VarlosZ:
RE: my last post, if you just look at the OP in the referenced thread, it could be mistaken for run of the mill subjective morality. But this and this are two good examples of the positions he’s staked out.
In the abstract, hurting another person is not enough incentive to stop me from doing something I want to do.
Here’s one example: I would have killed Hitler if I were alive when he was and had the opportunity.
I addressed your objection in the OP. Sure there are shared moral principles, but this does not mean that (i) everyone applies them in the exact same way (a weak argument, I admit, as your poison ivy example points out) and (ii) everyone accords the same punishment to someone who acts not in accord with their moral principles.

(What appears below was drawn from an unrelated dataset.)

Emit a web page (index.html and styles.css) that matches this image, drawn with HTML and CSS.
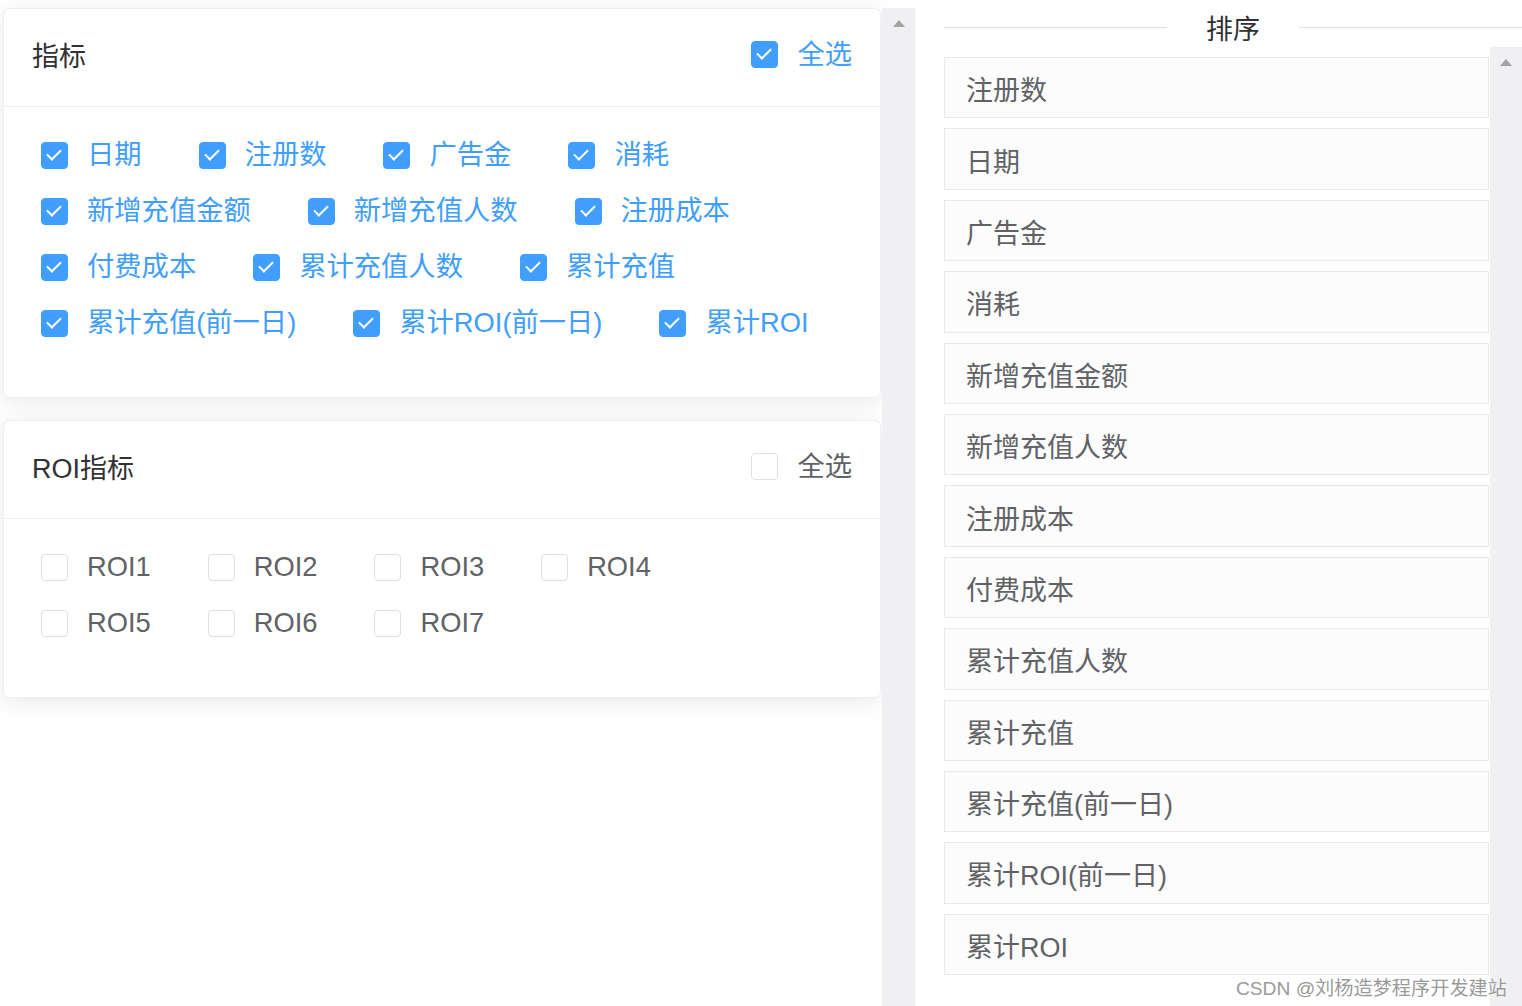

Also, people debate about whether an action is immoral even when it would be impossible or unlikely for any (or many) other people to find out that the person did the action. Therefore, violation of a shared moral principle with assumed consequences does not support all arguments about whether an action is moral or not.
Also, people debate about whether an action is immoral even when lots of people do that action without apparent consequences (or with mildly bad consequences). For example, the many threads on whether it is immoral to drive an SUV.
Seriously, he won’t shut up about whether supposedly immoral acts have bad consequences for the perpetrator; it’s the only criteria he ever recognizes as meaningful. He really doesn’t seem to grok what you guys are talking about.
Well, glad to see you’ve been paying attention, but you’re mixing some things up. I didn’t say that the morality of an act depends on whether there are consequences to the perpetrator. I said that discussing whether an act is moral or not is a useless thing to do because there are no consequences to making that determination.